### Stated problem:
Restate, exactly and only, the lines from the first through the line containing "const columns = ['股票名称', '监控开始日期', '预计截止日期', '重点监控证券类型'];".

### Supplied information:
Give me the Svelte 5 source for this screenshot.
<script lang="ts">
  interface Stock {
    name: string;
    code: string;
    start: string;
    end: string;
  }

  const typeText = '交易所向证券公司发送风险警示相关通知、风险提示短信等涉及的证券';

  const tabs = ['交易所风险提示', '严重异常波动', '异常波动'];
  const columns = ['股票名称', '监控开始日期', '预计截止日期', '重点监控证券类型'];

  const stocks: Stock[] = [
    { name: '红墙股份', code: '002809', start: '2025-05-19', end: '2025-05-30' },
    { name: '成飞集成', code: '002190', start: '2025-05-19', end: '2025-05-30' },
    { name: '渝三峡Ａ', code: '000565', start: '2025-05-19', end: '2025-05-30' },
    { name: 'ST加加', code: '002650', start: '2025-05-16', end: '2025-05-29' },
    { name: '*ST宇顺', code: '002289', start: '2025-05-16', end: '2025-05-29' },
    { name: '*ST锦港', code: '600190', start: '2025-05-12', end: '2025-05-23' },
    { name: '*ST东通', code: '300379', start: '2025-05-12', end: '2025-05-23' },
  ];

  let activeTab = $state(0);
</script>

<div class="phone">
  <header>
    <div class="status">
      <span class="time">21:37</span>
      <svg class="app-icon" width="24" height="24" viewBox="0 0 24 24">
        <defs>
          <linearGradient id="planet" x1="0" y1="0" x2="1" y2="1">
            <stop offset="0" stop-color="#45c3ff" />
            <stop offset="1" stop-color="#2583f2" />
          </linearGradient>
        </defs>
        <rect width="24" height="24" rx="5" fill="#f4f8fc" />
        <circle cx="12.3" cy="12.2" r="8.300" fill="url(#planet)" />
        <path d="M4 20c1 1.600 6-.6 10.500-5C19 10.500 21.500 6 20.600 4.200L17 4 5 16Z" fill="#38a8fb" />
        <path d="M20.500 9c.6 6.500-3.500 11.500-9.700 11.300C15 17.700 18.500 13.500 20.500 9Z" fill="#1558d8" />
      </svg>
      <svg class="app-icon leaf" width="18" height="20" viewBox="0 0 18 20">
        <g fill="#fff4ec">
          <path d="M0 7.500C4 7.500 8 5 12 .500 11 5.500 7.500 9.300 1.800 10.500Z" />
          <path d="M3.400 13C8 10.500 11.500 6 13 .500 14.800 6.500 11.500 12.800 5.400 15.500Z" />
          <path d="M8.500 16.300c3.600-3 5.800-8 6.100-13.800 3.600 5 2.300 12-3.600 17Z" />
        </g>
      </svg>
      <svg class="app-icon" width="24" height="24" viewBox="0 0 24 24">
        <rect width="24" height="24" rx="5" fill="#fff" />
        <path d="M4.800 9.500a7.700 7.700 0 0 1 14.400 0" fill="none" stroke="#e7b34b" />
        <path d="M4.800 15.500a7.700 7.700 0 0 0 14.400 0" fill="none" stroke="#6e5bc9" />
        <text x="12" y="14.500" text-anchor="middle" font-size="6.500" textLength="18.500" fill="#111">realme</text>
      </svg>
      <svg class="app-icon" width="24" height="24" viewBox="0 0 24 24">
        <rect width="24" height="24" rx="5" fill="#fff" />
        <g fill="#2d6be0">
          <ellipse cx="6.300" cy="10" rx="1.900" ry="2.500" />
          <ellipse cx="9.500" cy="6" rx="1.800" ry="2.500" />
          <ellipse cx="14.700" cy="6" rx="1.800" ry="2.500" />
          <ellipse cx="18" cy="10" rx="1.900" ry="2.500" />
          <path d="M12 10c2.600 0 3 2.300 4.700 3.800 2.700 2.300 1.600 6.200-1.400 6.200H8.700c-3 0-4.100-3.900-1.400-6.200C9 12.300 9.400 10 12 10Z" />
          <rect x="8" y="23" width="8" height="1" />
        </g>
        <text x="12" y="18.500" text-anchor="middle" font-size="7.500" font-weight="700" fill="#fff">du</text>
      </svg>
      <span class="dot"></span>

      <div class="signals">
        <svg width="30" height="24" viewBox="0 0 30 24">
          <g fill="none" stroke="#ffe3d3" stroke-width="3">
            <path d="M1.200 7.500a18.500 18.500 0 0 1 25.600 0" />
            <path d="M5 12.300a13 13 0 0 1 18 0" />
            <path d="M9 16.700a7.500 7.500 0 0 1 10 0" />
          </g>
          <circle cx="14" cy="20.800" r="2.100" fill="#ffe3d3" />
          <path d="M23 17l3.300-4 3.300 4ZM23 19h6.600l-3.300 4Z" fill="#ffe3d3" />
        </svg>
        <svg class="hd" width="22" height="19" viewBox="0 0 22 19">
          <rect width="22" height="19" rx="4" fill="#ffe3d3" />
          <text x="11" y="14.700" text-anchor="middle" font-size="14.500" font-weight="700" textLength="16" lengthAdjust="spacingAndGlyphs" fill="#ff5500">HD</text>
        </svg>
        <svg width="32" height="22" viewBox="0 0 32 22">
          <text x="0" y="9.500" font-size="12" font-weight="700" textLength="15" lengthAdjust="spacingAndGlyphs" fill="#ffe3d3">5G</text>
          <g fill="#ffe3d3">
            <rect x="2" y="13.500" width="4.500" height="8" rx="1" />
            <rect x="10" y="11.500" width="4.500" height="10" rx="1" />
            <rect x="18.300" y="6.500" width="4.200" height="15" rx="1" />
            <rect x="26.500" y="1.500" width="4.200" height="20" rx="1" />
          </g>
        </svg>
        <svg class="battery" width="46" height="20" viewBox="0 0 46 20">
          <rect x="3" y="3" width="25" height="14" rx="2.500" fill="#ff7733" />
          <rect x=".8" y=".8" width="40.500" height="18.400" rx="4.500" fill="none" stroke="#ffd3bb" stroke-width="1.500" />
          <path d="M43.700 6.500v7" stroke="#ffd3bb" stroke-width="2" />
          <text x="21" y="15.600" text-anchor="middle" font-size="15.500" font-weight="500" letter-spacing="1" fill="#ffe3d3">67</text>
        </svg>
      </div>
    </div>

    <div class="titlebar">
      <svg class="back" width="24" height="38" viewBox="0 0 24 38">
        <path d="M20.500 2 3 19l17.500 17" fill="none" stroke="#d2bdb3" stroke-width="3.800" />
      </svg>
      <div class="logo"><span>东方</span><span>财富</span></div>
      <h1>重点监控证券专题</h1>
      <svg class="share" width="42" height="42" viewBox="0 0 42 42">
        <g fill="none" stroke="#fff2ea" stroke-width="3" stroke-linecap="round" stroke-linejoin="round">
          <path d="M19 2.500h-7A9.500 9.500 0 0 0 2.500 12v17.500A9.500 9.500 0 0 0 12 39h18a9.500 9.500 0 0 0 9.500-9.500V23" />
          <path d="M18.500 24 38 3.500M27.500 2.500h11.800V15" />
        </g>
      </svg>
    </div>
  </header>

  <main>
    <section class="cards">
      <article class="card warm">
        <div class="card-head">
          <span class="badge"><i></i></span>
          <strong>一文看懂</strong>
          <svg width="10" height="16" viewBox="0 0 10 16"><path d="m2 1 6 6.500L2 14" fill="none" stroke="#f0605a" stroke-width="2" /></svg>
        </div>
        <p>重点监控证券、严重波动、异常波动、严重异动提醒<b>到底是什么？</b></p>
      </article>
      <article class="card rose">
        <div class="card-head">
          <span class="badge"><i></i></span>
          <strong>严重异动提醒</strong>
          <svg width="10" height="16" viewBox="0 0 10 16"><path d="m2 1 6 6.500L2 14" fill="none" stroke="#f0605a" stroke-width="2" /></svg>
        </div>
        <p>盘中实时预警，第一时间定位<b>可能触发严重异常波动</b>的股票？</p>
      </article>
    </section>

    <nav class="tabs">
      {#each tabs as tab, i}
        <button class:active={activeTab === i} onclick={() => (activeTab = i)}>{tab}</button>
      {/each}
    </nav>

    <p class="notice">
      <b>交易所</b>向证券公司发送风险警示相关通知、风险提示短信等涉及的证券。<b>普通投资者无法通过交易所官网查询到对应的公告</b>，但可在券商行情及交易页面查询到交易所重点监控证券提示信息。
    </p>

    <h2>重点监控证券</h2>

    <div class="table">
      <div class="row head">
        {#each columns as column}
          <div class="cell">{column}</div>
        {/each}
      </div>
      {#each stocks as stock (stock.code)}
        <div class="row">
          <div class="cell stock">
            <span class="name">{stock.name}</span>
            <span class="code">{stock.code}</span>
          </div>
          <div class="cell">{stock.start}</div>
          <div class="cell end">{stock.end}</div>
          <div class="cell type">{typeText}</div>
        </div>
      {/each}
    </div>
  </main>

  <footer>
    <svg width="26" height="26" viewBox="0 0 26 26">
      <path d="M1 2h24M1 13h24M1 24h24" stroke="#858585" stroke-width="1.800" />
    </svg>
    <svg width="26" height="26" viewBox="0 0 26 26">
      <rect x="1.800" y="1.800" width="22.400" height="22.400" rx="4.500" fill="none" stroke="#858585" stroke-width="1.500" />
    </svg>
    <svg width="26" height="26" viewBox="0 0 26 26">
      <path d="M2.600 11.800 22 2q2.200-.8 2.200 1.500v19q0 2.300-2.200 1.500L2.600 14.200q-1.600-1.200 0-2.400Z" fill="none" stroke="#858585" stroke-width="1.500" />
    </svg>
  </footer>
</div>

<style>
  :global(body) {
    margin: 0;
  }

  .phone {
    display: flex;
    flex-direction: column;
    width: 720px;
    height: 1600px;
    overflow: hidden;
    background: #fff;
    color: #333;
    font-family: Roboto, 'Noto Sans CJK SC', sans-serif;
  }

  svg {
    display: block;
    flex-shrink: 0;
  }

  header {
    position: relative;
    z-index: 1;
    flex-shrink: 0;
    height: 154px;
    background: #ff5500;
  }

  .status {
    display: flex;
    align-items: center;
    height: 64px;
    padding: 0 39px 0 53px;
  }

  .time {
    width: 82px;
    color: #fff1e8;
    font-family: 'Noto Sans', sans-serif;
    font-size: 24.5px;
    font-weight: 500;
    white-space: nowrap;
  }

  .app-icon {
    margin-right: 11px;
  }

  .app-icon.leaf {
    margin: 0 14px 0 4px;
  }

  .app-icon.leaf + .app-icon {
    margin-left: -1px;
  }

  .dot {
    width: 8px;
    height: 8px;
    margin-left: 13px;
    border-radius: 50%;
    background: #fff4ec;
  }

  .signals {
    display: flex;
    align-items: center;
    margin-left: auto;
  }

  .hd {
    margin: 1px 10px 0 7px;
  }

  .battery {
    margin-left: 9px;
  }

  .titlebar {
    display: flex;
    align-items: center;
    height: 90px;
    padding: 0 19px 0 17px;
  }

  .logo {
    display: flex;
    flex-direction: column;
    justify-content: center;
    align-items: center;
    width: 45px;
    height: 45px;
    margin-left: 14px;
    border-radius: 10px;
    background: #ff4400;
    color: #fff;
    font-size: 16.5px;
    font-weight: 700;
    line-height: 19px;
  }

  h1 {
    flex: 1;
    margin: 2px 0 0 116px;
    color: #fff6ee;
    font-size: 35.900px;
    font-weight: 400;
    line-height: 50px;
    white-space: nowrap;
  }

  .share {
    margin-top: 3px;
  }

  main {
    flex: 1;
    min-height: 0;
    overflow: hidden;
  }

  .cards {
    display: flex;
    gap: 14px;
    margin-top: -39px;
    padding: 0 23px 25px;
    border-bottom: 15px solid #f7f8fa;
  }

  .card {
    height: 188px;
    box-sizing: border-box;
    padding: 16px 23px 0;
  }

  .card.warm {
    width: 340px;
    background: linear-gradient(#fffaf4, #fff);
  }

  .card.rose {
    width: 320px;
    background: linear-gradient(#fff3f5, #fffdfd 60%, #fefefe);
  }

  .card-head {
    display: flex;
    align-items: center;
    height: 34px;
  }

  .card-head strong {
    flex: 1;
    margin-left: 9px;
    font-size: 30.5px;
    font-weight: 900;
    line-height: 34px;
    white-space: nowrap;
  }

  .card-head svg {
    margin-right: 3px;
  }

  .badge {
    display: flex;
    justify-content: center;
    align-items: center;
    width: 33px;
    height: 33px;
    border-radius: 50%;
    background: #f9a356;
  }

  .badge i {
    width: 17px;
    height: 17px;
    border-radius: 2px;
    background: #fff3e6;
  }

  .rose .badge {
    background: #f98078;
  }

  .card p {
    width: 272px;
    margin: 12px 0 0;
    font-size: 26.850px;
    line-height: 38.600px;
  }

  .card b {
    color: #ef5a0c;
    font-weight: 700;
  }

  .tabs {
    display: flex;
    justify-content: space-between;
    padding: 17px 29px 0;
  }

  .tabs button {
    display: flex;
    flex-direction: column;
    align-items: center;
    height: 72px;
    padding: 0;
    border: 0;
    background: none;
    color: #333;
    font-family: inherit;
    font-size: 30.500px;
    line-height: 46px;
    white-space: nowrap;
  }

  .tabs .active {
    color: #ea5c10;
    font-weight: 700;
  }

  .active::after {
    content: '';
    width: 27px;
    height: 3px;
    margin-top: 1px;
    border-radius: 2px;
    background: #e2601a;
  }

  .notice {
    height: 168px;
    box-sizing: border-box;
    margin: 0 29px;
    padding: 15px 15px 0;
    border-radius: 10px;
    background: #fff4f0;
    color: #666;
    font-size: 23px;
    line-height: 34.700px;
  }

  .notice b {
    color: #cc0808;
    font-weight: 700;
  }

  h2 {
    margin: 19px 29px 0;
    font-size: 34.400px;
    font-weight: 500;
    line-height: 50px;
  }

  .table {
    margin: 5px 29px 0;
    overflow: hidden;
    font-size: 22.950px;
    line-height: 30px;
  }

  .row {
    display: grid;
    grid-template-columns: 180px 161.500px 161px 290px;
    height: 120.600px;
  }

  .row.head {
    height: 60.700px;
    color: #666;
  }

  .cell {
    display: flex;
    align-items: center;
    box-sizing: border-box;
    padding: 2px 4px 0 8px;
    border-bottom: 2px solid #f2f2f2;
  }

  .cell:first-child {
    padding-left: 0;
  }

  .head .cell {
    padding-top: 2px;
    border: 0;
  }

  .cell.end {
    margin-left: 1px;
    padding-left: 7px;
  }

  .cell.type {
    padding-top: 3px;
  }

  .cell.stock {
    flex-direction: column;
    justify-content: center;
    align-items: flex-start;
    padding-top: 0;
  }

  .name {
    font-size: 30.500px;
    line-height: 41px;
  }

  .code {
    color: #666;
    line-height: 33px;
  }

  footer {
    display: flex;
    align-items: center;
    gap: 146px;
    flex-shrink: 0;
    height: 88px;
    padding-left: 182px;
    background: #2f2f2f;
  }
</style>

### Written reply:
Give me the Svelte 5 source for this screenshot.
<script lang="ts">
  interface Stock {
    name: string;
    code: string;
    start: string;
    end: string;
  }

  const typeText = '交易所向证券公司发送风险警示相关通知、风险提示短信等涉及的证券';

  const tabs = ['交易所风险提示', '严重异常波动', '异常波动'];
  const columns = ['股票名称', '监控开始日期', '预计截止日期', '重点监控证券类型'];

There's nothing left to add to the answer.